Weltweit starben im Jahr 2019 etwa 100.000 Kinder unter fünf Jahren an den Folgen einer RSV-Infektion – rund 97 Prozent davon in Ländern mit niedrigem oder mittlerem Einkommen. In Berlin führte das Virus zu Beginn des Winters zu einer extremen Belastung der Kinderstationen. „Eine RSV-Erkrankung kann bislang nur symptomatisch behandelt werden“, sagt Beate Kampmann, Leiterin des Instituts für Internationale Gesundheit der Charité. „Bei schweren Verläufen ist eine Sauerstoffgabe überlebenswichtig, was in ärmeren Ländern häufig nicht rechtzeitig oder in ausreichendem Maße realisiert werden kann.“ Dringend werde daher eine Impfung benötigt, die Säuglinge schütze.

Konkurrenzstudie aus Sicherheitsgründen unterbrochen

Roland Elling, Pädiatrischer Infektiologe der Uniklinik Freiburg, verweist auf einen weiteren Impfstoff, dessen Entwicklung allerdings ins Stocken geraten ist. Die Studie der Firma Glaxo Smith Kline wurde im Februar 2022 unterbrochen, „weil sich im Vergleich von Impfstoff- und Placebogruppe Hinweise auf ein erhöhtes Frühgeburtsrisiko durch die Impfung ergeben hatten“, sagt der Mediziner. „Insofern ist es wichtig, das Sicherheitsprofil weiterhin kritisch zu betrachten.“ In der am Freitag publizierten Studie gab es kein statistisch signifikantes Signal für ein erhöhtes Frühgeburtsrisiko. „Die abschließende Sicherheitsbewertung der Studie steht aber noch aus.“

Im Rahmen der Studie unter Beteiligung der Charité erhielten 3682 Mütter den Impfstoff des Unternehmens Pfizer und 3676 ein Placebo; 3570 beziehungsweise 3558 Säuglinge wurden untersucht. 90 Tage nach der Entbindung zeigte das Präparat eine Wirksamkeit von 81,8 Prozent, nach 180 Tagen von 69,4 Prozent. Damit galt die Wirksamkeit in dieser Phase-III-Studie als bestätigt. 

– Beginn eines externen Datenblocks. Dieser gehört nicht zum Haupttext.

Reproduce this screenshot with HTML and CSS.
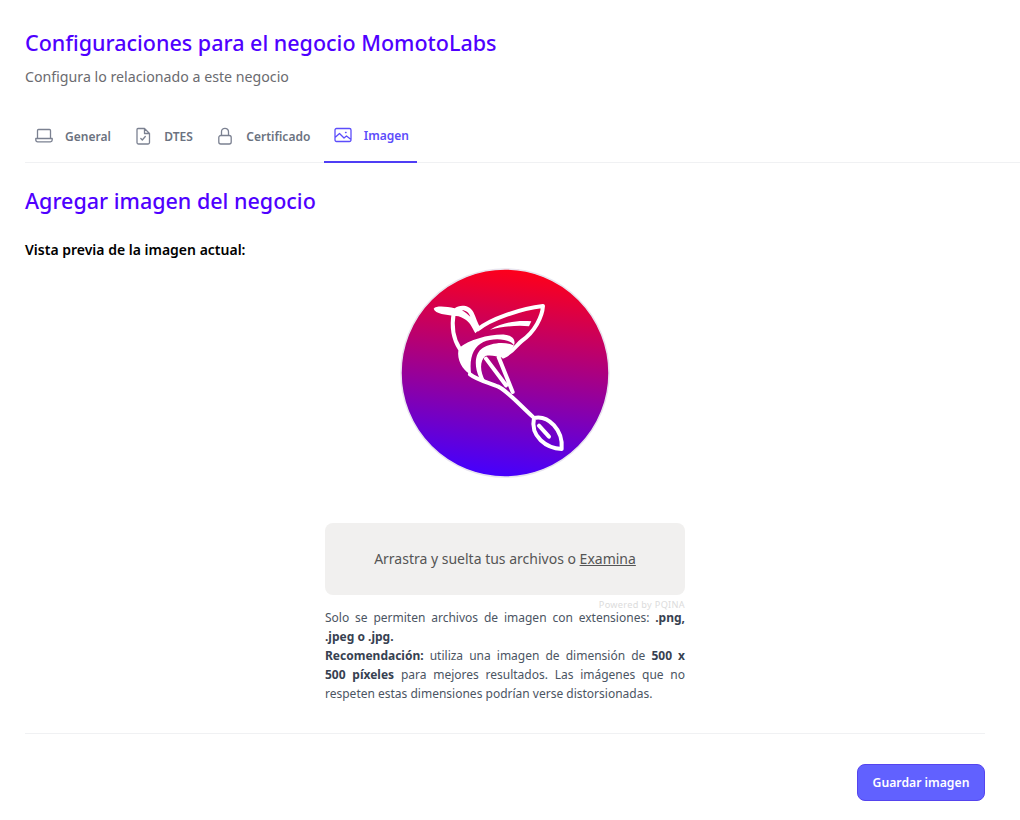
FILE: index.html
```html
<!DOCTYPE html>
<html lang="es">
<head>
  <meta charset="UTF-8">
  <title>Configuraciones del negocio</title>
  <link rel="stylesheet" href="styles.css">
</head>
<body>
  <header class="page-head">
    <h1 class="title">Configuraciones para el negocio MomotoLabs</h1>
    <p class="subtitle">Configura lo relacionado a este negocio</p>
  </header>

  <nav class="tabs">
    <a class="tab">
      <svg class="tab-icon" viewBox="0 0 18 18"><path d="M2.500 11.500V3.500a1 1 0 0 1 1-1h11a1 1 0 0 1 1 1v8M.8 11.500h16.400v1.500a1.800 1.800 0 0 1-1.800 1.800H2.600A1.800 1.800 0 0 1 .8 13z"/></svg>
      General
    </a>
    <a class="tab">
      <svg class="tab-icon" viewBox="0 0 18 18"><path d="M3 2.500a1 1 0 0 1 1-1h6.500L15.500 6.500v9a1.500 1.500 0 0 1-1.500 1.500H4.500A1.500 1.500 0 0 1 3 15.500zM10.500 1.500v5h5M6.800 11.500l1.500 1.500 3-3.500"/></svg>
      DTES
    </a>
    <a class="tab">
      <svg class="tab-icon" viewBox="0 0 18 18"><path d="M5.500 8.500V4.800a3.500 3.500 0 0 1 7 0v3.700M4.800 8.500h8.400a2 2 0 0 1 2 2v4.500a2 2 0 0 1-2 2H4.800a2 2 0 0 1-2-2v-4.500a2 2 0 0 1 2-2z"/></svg>
      Certificado
    </a>
    <a class="tab tab-active">
      <svg class="tab-icon" viewBox="0 0 18 18"><path d="M2.500 2.500h13A1.500 1.500 0 0 1 17 4v10a1.500 1.500 0 0 1-1.500 1.500h-13A1.500 1.500 0 0 1 1 14V4a1.500 1.500 0 0 1 1.500-1.500zM1 11.500l4.500-4 4.500 4.500 2.500-2 4.500 3.500M11.500 6.500h.6"/></svg>
      Imagen
    </a>
  </nav>

  <main class="content">
    <h2 class="section-title">Agregar imagen del negocio</h2>
    <p class="preview-label">Vista previa de la imagen actual:</p>

    <div class="preview">
      <svg class="logo" viewBox="0 0 210 210">
        <defs>
          <linearGradient id="logo-bg" x1="0.560" y1="0" x2="0.440" y2="1">
            <stop offset="0" stop-color="#ff0019"/>
            <stop offset="1" stop-color="#4400ff"/>
          </linearGradient>
        </defs>
        <circle cx="105" cy="105" r="104" fill="url(#logo-bg)" stroke="#e8e4ee" stroke-width="1.500"/>
        <g transform="translate(-10 -8) scale(.3333)">
          <!-- head and beak -->
          <path class="bird-fill" d="M131 146C140 136 170 140 194 145C208 133 238 133 250 156C258 172 262 190 272 204L256 220C245 200 240 186 222 176C210 168 200 168 192 168C170 164 135 162 131 146Z"/>
          <path class="bird-eye" d="M216 151C228 151 237 158 241 170C233 163 226 157 216 151Z"/>
          <path class="bird-line" d="M191 160C185 195 189 235 209 266"/>
          <!-- wing -->
          <path class="bird-line" d="M264 208C300 178 390 146 459 138C457 170 435 215 395 243C378 255 372 275 340 289"/>
          <path class="bird-fill" d="M300 209C340 186 385 180 424 184L417 199C385 195 340 199 300 209Z"/>
          <!-- body -->
          <path class="bird-fill" d="M207 264C240 238 300 222 345 224C368 226 378 240 372 256C360 236 310 232 280 246C250 260 236 295 244 345C222 335 196 300 207 264Z"/>
          <path class="bird-fill" d="M370 256C340 242 300 250 278 264C256 278 250 315 268 354L286 364C270 335 268 305 286 288C305 284 320 290 335 292C355 285 365 270 372 256Z"/>
          <!-- tail -->
          <path class="bird-line" d="M240 343C265 362 300 368 325 380C350 392 380 425 428 470"/>
          <path class="bird-line" d="M288 296L348 376M326 292L368 396"/>
          <path class="bird-line" d="M432 474C475 465 520 510 515 567C470 565 420 530 432 474ZM447 497L477 530"/>
        </g>
      </svg>
    </div>

    <div class="upload">
      <div class="dropzone">
        <span>Arrastra y suelta tus archivos o <u>Examina</u></span>
      </div>
      <p class="credit">Powered by PQINA</p>
      <p class="hint">
        Solo se permiten archivos de imagen con extensiones: <b>.png, .jpeg o .jpg.</b><br>
        <b>Recomendación:</b> utiliza una imagen de dimensión de <b>500 x 500 píxeles</b> para mejores resultados. Las imágenes que no respeten estas dimensiones podrían verse distorsionadas.
      </p>
    </div>

    <hr class="divider">

    <div class="actions">
      <button type="button" class="btn-save">Guardar imagen</button>
    </div>
  </main>
</body>
</html>
```

FILE: styles.css
```css
* {
  box-sizing: border-box;
}

body {
  margin: 0;
  font-family: "Noto Sans", "Open Sans", sans-serif;
  color: #111;
  background-color: #fff;
}

.page-head {
  padding: 28px 25px 0;
}

.title {
  margin: 0;
  font-size: 21.500px;
  line-height: 29px;
  font-weight: 500;
  color: #4f00ff;
}

.subtitle {
  margin: 10px 0 0;
  font-size: 14.200px;
  line-height: 20px;
  color: #6b6b70;
}

.tabs {
  display: flex;
  gap: 3.500px;
  margin: 28px 0 0 25px;
  height: 48px;
  border-bottom: 1px solid #f0f1f3;
}

.tab {
  display: flex;
  align-items: center;
  gap: 12px;
  height: 48px;
  padding: 0 10px 6px;
  font-size: 12px;
  font-weight: 600;
  color: #6b7280;
}

.tab-icon {
  width: 18px;
  height: 18px;
  fill: none;
  stroke: #7b8191;
  stroke-width: 1.300;
  stroke-linecap: round;
  stroke-linejoin: round;
}

.tab-active {
  padding-right: 8px;
  color: #5c4dfb;
  border-bottom: 2px solid #4f3df5;
}

.tab-active .tab-icon {
  stroke: #5c4dfb;
}

.content {
  padding: 22px 35px 0 25px;
}

.section-title {
  margin: 0;
  font-size: 21.500px;
  line-height: 31px;
  font-weight: 500;
  color: #4f00ff;
}

.preview-label {
  margin: 24px 0 0;
  font-size: 14px;
  line-height: 20px;
  font-weight: 600;
  color: #000;
}

.preview {
  display: flex;
  justify-content: center;
  margin-top: 8px;
}

.logo {
  display: block;
  width: 210px;
  height: 210px;
}

.bird-fill {
  fill: #fff;
}

.bird-eye {
  fill: #c9005c;
}

.bird-line {
  fill: none;
  stroke: #fff;
  stroke-width: 12;
  stroke-linecap: round;
  stroke-linejoin: round;
}

.upload {
  width: 360px;
  margin: 45px auto 0;
}

.dropzone {
  display: flex;
  align-items: center;
  justify-content: center;
  height: 72px;
  padding-bottom: 2px;
  border-radius: 8px;
  background-color: #f1f0ef;
  font-size: 14px;
  color: #555;
}

.credit {
  margin: 6px 0 0;
  text-align: right;
  font-size: 9.200px;
  line-height: 7px;
  letter-spacing: .3px;
  color: #dcdcdc;
}

.hint {
  margin: 0;
  font-size: 12px;
  line-height: 19px;
  text-align: justify;
  color: #4b5563;
}

.hint b {
  color: #374151;
}

.divider {
  margin: 30px 0 0;
  border: 0;
  border-top: 1px solid #f0f1f3;
}

.actions {
  display: flex;
  justify-content: flex-end;
  margin-top: 30px;
}

.btn-save {
  width: 128px;
  height: 37px;
  border: 1px solid #5544ee;
  border-radius: 8px;
  background-color: #6161ff;
  color: #fff;
  font-family: inherit;
  font-size: 12.200px;
  font-weight: 600;
  cursor: pointer;
}
```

Die Teilnehmerinnen der Studie kamen knapp zur Hälfte aus den USA, zu 30 Prozent aus Ländern mit niedrigem oder mittlerem Einkommen. In Gambia konnten Kampmann und ihr Team rund 200 Probandinnen gewinnen. Die Berliner Professorin engagiert sich seit mehr als zehn Jahren in Gambia und startete unter anderem ein Impfprogramm gegen Keuchhusten während der Schwangerschaft.

Die Erprobung des Impfstoffs wird weitere Stationen durchlaufen. Bernhard Resch, Professor an der Universität Graz, rechnet damit, dass sich an der grundsätzlichen Datenlage nichts ändern wird. „Es wird sich wahrscheinlich nicht mehr viel ändern und Pfizer könnte das Rennen gewonnen haben. Unklar ist jedoch, wie diese Impfung in der Schwangerschaft aufgenommen werden wird.“ Resch sagt zur Sicherheit des Präparats: „Das Risikoprofil scheint nicht abschreckend zu sein, aber es sind sicher noch viele Detailfragen offen.“

Intensivstationen für Kinder um 350 Prozent stärker ausgelastet

Unklar ist für Wissenschaftler, ob der Impfstoff hierzulande stark nachgefragt wird. Für Resch ist die Kernfrage, „ob sich Schwangere impfen lassen werden, wenn es sich bei RSV zwar in jungen Monaten und Wochen um eine schwere Lungenerkrankung handelt, aber in der westlichen Welt so gut wie keine Todesfälle zu beobachten sind“. Allerdings erweist sich RSV auch in Deutschland als gefährlich. Im zurückliegenden Winter stieg nach Angaben des Robert-Koch-Instituts die Belastung der Intensivstationen durch Säuglinge und Kleinkinder um bis zu 350 Prozent.